>> Start RECORDS FOR THE TASK

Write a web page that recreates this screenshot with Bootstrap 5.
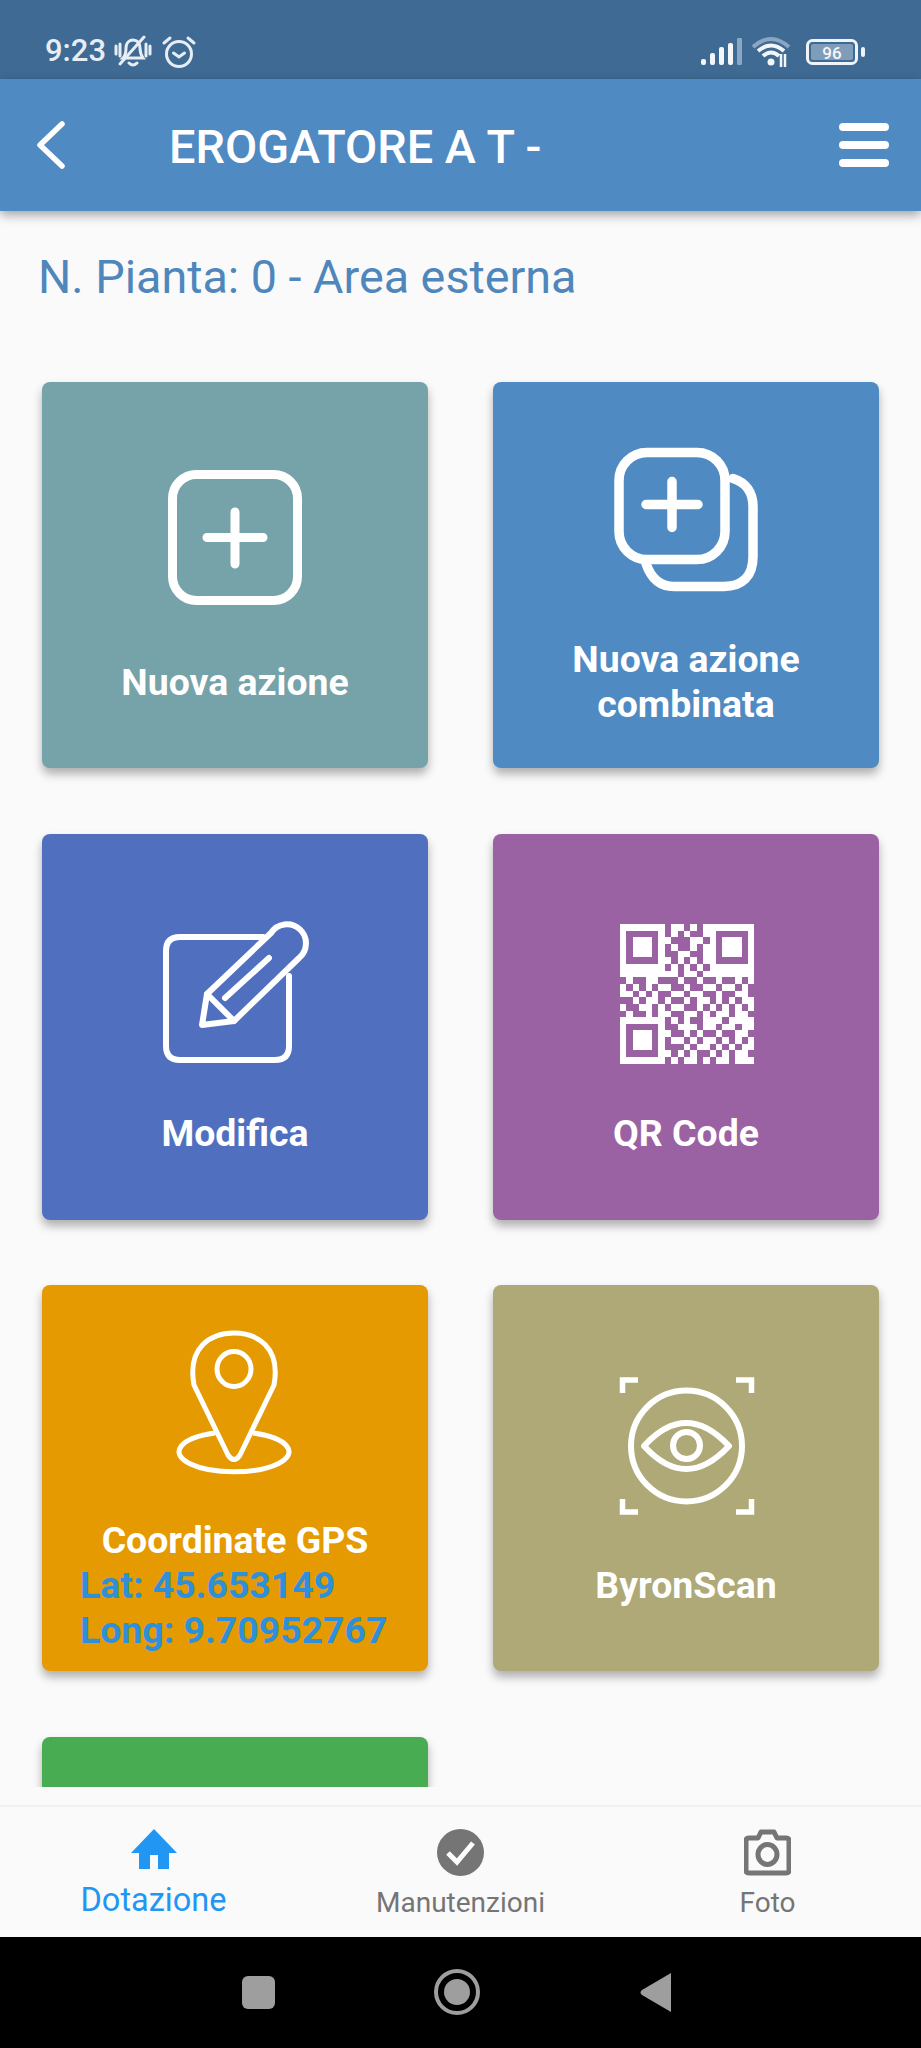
<!DOCTYPE html>
<html lang="it">
<head>
  <meta charset="UTF-8" />
  <title>Erogatore</title>
  <meta name="viewport" content="width=device-width, initial-scale=1.0"/>
  <link href="https://cdn.jsdelivr.net/npm/bootstrap@5.3.0/dist/css/bootstrap.min.css" rel="stylesheet" />
  <style>
    html, body { height: 2048px; overflow: hidden; }
    body { background: #fafafa; font-family: Roboto, "Liberation Sans", sans-serif; }
    .screen { height: 2048px; }
    .status-strip { height: 79px; background: #3e6a94; color: #e6edf4; font-size: 31px; font-weight: 500; padding: 24px 55px 0 45px; flex: none; }
    .status-strip svg { display: block; flex: none; }
    .status-alarm { margin-left: 9px; }
    .status-wifi { margin-left: 9px; }
    .status-battery { margin-left: 13px; }
    .app-bar { height: 132px; background: #4f8ac2; color: #fff; box-shadow: 0 4px 10px rgba(0,0,0,.35); padding: 0 32px 0 36px; flex: none; z-index: 2; flex-wrap: nowrap; }
    .app-title { font-size: 46.8px; font-weight: 500; line-height: 52px; margin-left: 103px; padding-top: 4px; }
    .page-body { padding: 41px 42px 0; overflow: hidden; margin-bottom: 18px; min-height: 0; }
    .plant-title { font-size: 46.7px; line-height: 50px; color: #4f86bb; margin: 0 0 80px -4px; font-weight: 400; }
    .tile-grid { display: grid; grid-template-columns: 386px 386px; column-gap: 65px; row-gap: 65.5px; }
    .tile { height: 386px; border: 0; border-radius: 8px; color: #fff; box-shadow: 0 6px 10px rgba(0,0,0,.3); padding-top: 25px; }
    .tile svg { display: block; overflow: visible; margin: 0 auto 45px; }
    .tile-label { font-size: 37.4px; font-weight: 700; line-height: 45px; }
    .tile-coords { font-size: 37.4px; font-weight: 700; line-height: 45px; color: #2e90da; text-align: left; padding-left: 38px; white-space: nowrap; }
    .tile-teal { background: #76a2a9; }
    .tile-blue { background: #4f8ac2; }
    .tile-indigo { background: #5070bf; }
    .tile-purple { background: #9a62a3; }
    .tile-orange { background: #e59a02; }
    .tile-olive { background: #aea977; }
    .tile-green { background: #48ac53; }
    .bottom-tabs { height: 132px; background: #fafafa; border-top: 2px solid #f1f1f1; flex: none; }
    .tab-item { color: #757575; font-size: 28px; line-height: 32px; padding-top: 22px; text-decoration: none; }
    .tab-item svg { display: block; margin-bottom: 11px; }
    .tab-item.is-active { color: #2196f3; font-size: 32.5px; line-height: 36px; }
    .tab-item.is-active svg { margin-bottom: 13px; }
    .system-bar { height: 111px; background: #000; flex: none; }
  </style>
</head>
<body>
  <div class="screen d-flex flex-column">
    <div class="status-strip d-flex align-items-center justify-content-between">
      <div class="d-flex align-items-center">
        <span>9:23</span>
        <svg class="ms-2" width="38" height="34" viewBox="0 0 38 34" fill="none" stroke="#e6edf4" stroke-width="3" stroke-linecap="round">
          <path d="M9 23 C12 20 12 16 12 13 C12 7 16 5 19 5 C23 5 26 8 26 13 C26 17 27 20 29 23 Z"/>
          <path d="M15 28 Q19 32 23 28"/>
          <path d="M6 29 L30 2"/>
          <path d="M2 11v8M6 9v12M32 9v12M36 11v8"/>
        </svg>
        <svg class="status-alarm" width="36" height="34" viewBox="0 0 36 34" fill="none" stroke="#e6edf4" stroke-width="3" stroke-linecap="round">
          <circle cx="18" cy="19" r="12.5"/>
          <path d="M12.500 18 L18 22 L23.500 18"/>
          <path d="M3 8 L9 3M33 8 L27 3"/>
        </svg>
      </div>
      <div class="d-flex align-items-center">
        <svg width="41" height="28" viewBox="0 0 41 28" fill="#f4f7fa">
          <rect x="0" y="21" width="5" height="6" rx="2"/>
          <rect x="9" y="15" width="5" height="12" rx="2"/>
          <rect x="18" y="9" width="5" height="18" rx="2"/>
          <rect x="27" y="5" width="5" height="22" rx="2"/>
          <rect x="36" y="0" width="5" height="27" rx="1" fill="#8ba6c0"/>
        </svg>
        <svg class="status-wifi" width="42" height="32" viewBox="0 0 42 32" fill="none" stroke-width="4">
          <path d="M2 11 Q20 -5 38 11" stroke="#8ba6c0"/>
          <path d="M7 15 Q20 4 33 15M12 20 Q20 13 28 20" stroke="#f4f7fa"/>
          <circle cx="20" cy="26" r="3.500" fill="#f4f7fa" stroke="none"/>
          <path d="M30 31 V18M34 31 V18" stroke="#f4f7fa" stroke-width="2.500"/>
        </svg>
        <svg class="status-battery" width="60" height="26" viewBox="0 0 60 26">
          <rect x="1.500" y="1.500" width="49" height="23" rx="5" fill="none" stroke="#f0f4f8" stroke-width="3"/>
          <rect x="5" y="5" width="42" height="16" rx="2" fill="#7f9cb9"/>
          <rect x="55" y="8" width="4" height="10" rx="2" fill="#f0f4f8"/>
          <text x="26" y="19.500" text-anchor="middle" font-family="Roboto, sans-serif" font-size="17" font-weight="500" fill="#f4f7fa">96</text>
        </svg>
      </div>
    </div>

    <nav class="navbar app-bar justify-content-start">
      <svg width="30" height="48" viewBox="0 0 30 48" fill="none" stroke="#fff" stroke-width="5.500" stroke-linecap="round" stroke-linejoin="round">
        <path d="M26 3 L4 24 L26 45"/>
      </svg>
      <span class="app-title flex-grow-1">EROGATORE A T -</span>
      <svg width="50" height="44" viewBox="0 0 50 44" fill="#fff">
        <rect x="0" y="0" width="50" height="8" rx="4"/>
        <rect x="0" y="18" width="50" height="8" rx="4"/>
        <rect x="0" y="36" width="50" height="8" rx="4"/>
      </svg>
    </nav>

    <main class="page-body flex-grow-1">
      <h1 class="plant-title">N. Pianta: 0 - Area esterna</h1>
      <div class="tile-grid">
        <div class="card tile tile-teal text-center justify-content-center">
          <svg width="160" height="144" viewBox="155 470 160 144" fill="none" stroke="#fff" stroke-width="9" stroke-linecap="round">
            <rect x="172.500" y="473.500" width="125" height="126" rx="24"/>
            <path d="M235 511 V563M207 536.500 H263"/>
          </svg>
          <div class="tile-label">Nuova azione</div>
        </div>
        <div class="card tile tile-blue text-center justify-content-center">
          <svg width="160" height="144" viewBox="606 447.500 160 144" fill="none" stroke="#fff" stroke-width="9.500" stroke-linecap="round">
            <path d="M733 478 C746 482 753 492 753 506 V556 C753 576 742 586 724 586 H674 C660 586 651 578 646 563"/>
            <rect x="619" y="452" width="106" height="107" rx="28"/>
            <path d="M672 481 V527M646 504 H698"/>
          </svg>
          <div class="tile-label">Nuova azione<br>combinata</div>
        </div>
        <div class="card tile tile-indigo text-center justify-content-center">
          <svg width="160" height="144" viewBox="155 921 160 144" fill="none" stroke="#fff" stroke-width="6" stroke-linejoin="round" stroke-linecap="round">
            <path d="M263 936 H180 Q166 936 166 950 V1045 Q166 1059 180 1059 H275 Q289 1059 289 1045 V975"/>
            <path d="M202 1024 L207 993 L271 932 A19 19 0 1 1 299 957 L234 1020 Z"/>
            <path d="M207 993 L234 1020M225 997 L269 957"/>
          </svg>
          <div class="tile-label">Modifica</div>
        </div>
        <div class="card tile tile-purple text-center justify-content-center">
          <svg id="qrIcon" width="160" height="144" viewBox="606 921 160 144" fill="#fff" shape-rendering="crispEdges"></svg>
          <div class="tile-label">QR Code</div>
        </div>
        <div class="card tile tile-orange text-center justify-content-center">
          <svg width="160" height="144" viewBox="154 1327 160 144" fill="none" stroke="#fff" stroke-width="5" stroke-linejoin="round">
            <path d="M193 1383 C186 1345 210 1331 233 1331 C256 1331 280 1345 273 1383 L239 1453 Q233 1462 227 1453 Z"/>
            <ellipse cx="233" cy="1367" rx="17" ry="17.500"/>
            <path d="M214 1431 A55 20 0 1 0 252 1431"/>
          </svg>
          <div class="tile-label">Coordinate GPS</div>
          <div class="tile-coords">Lat: 45.653149<br>Long: 9.70952767</div>
        </div>
        <div class="card tile tile-olive text-center justify-content-center">
          <svg width="160" height="144" viewBox="606 1372 160 144" fill="none" stroke="#fff" stroke-width="6">
            <circle cx="686.500" cy="1444" r="55.500"/>
            <path d="M644 1444 Q686 1398 729 1444 Q686 1490 644 1444 Z" stroke-linejoin="round"/>
            <circle cx="686.500" cy="1443.500" r="13.500"/>
            <path d="M638 1378 H622.500 V1391M736 1378 H751.500 V1391M638 1510 H622.500 V1497M736 1510 H751.500 V1497" stroke-width="5.500"/>
          </svg>
          <div class="tile-label">ByronScan</div>
        </div>
        <div class="card tile tile-green"></div>
      </div>
    </main>

    <nav class="bottom-tabs d-flex">
      <a class="tab-item is-active flex-fill w-100 d-flex flex-column align-items-center" href="#">
        <svg width="46" height="40" viewBox="0 0 46 40" fill="#2196f3"><path d="M23 0 L46 24 H38 V40 H27 V26 H19 V40 H8 V24 H0 Z"/></svg>
        <span>Dotazione</span>
      </a>
      <a class="tab-item flex-fill w-100 d-flex flex-column align-items-center" href="#">
        <svg width="47" height="47" viewBox="0 0 47 47">
          <circle cx="23.500" cy="23.500" r="23.500" fill="#757575"/>
          <path d="M11 24 L20 33 L36 14" fill="none" stroke="#fff" stroke-width="5"/>
        </svg>
        <span>Manutenzioni</span>
      </a>
      <a class="tab-item flex-fill w-100 d-flex flex-column align-items-center" href="#">
        <svg width="47" height="47" viewBox="0 0 47 47" fill="none" stroke="#757575" stroke-width="5" stroke-linejoin="round">
          <path d="M5 9 H14 L17 3 H30 L33 9 H42 Q45 9 45 12 V41 Q45 44 42 44 H5 Q2 44 2 41 V12 Q2 9 5 9 Z"/>
          <ellipse cx="23.500" cy="25.500" rx="9.500" ry="10"/>
        </svg>
        <span>Foto</span>
      </a>
    </nav>

    <div class="system-bar d-flex align-items-center justify-content-center">
      <svg width="921" height="111" viewBox="0 1937 921 111">
        <rect x="242" y="1976" width="33" height="33" rx="6" fill="#9e9e9e"/>
        <circle cx="457" cy="1992" r="21" fill="none" stroke="#9e9e9e" stroke-width="4"/>
        <circle cx="457" cy="1992" r="13" fill="#9e9e9e"/>
        <path d="M671 1973 V2012 L642 1995 Q639 1992.500 642 1990 Z" fill="#9e9e9e"/>
      </svg>
    </div>
  </div>

  <script src="https://cdn.jsdelivr.net/npm/bootstrap@5.3.0/dist/js/bootstrap.bundle.min.js"></script>
  <script>
    // qr modules, read off the reference
    const qrRows = [
      '111111101101011111111',
      '100000101010011000001',
      '101110110001101011101',
      '101110101001011011101',
      '101110100110011011101',
      '100000110101011000001',
      '111111101010101111111',
      '111111111011011111111',
      '010011000100100100101',
      '101010110010011011010',
      '110101001101100100110',
      '001011010010110101011',
      '100110101100101010101',
      '010010110011010110110',
      '111111101010011101111',
      '100000100111011011011',
      '101110110010100100110',
      '101110101101011010101',
      '101110100010110101011',
      '100000110101001010110',
      '111111101011010110111'
    ];
    const qrIcon = document.getElementById('qrIcon');
    const cell = 6.4;
    let qrPath = '';
    qrRows.forEach((row, y) => {
      [...row].forEach((bit, x) => {
        if (bit === '1') qrPath += 'M' + (620 + x * cell) + ' ' + (923 + y * cell * 1.04) + 'h' + cell + 'v' + (cell * 1.04) + 'h-' + cell + 'z';
      });
    });
    qrIcon.innerHTML = '<path d="' + qrPath + '"/>';
  </script>
</body>
</html>
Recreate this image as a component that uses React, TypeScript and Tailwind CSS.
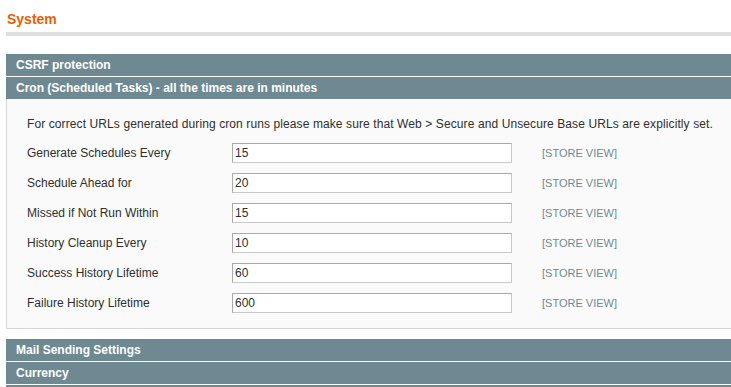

>> End RECORDS FOR THE TASK

TASK OBJECTIVE: Collect from the data above every line that includes "page".

THE SOLUTION:
Write a web page that recreates this screenshot with Bootstrap 5.
    .page-body { padding: 41px 42px 0; overflow: hidden; margin-bottom: 18px; min-height: 0; }
    <main class="page-body flex-grow-1">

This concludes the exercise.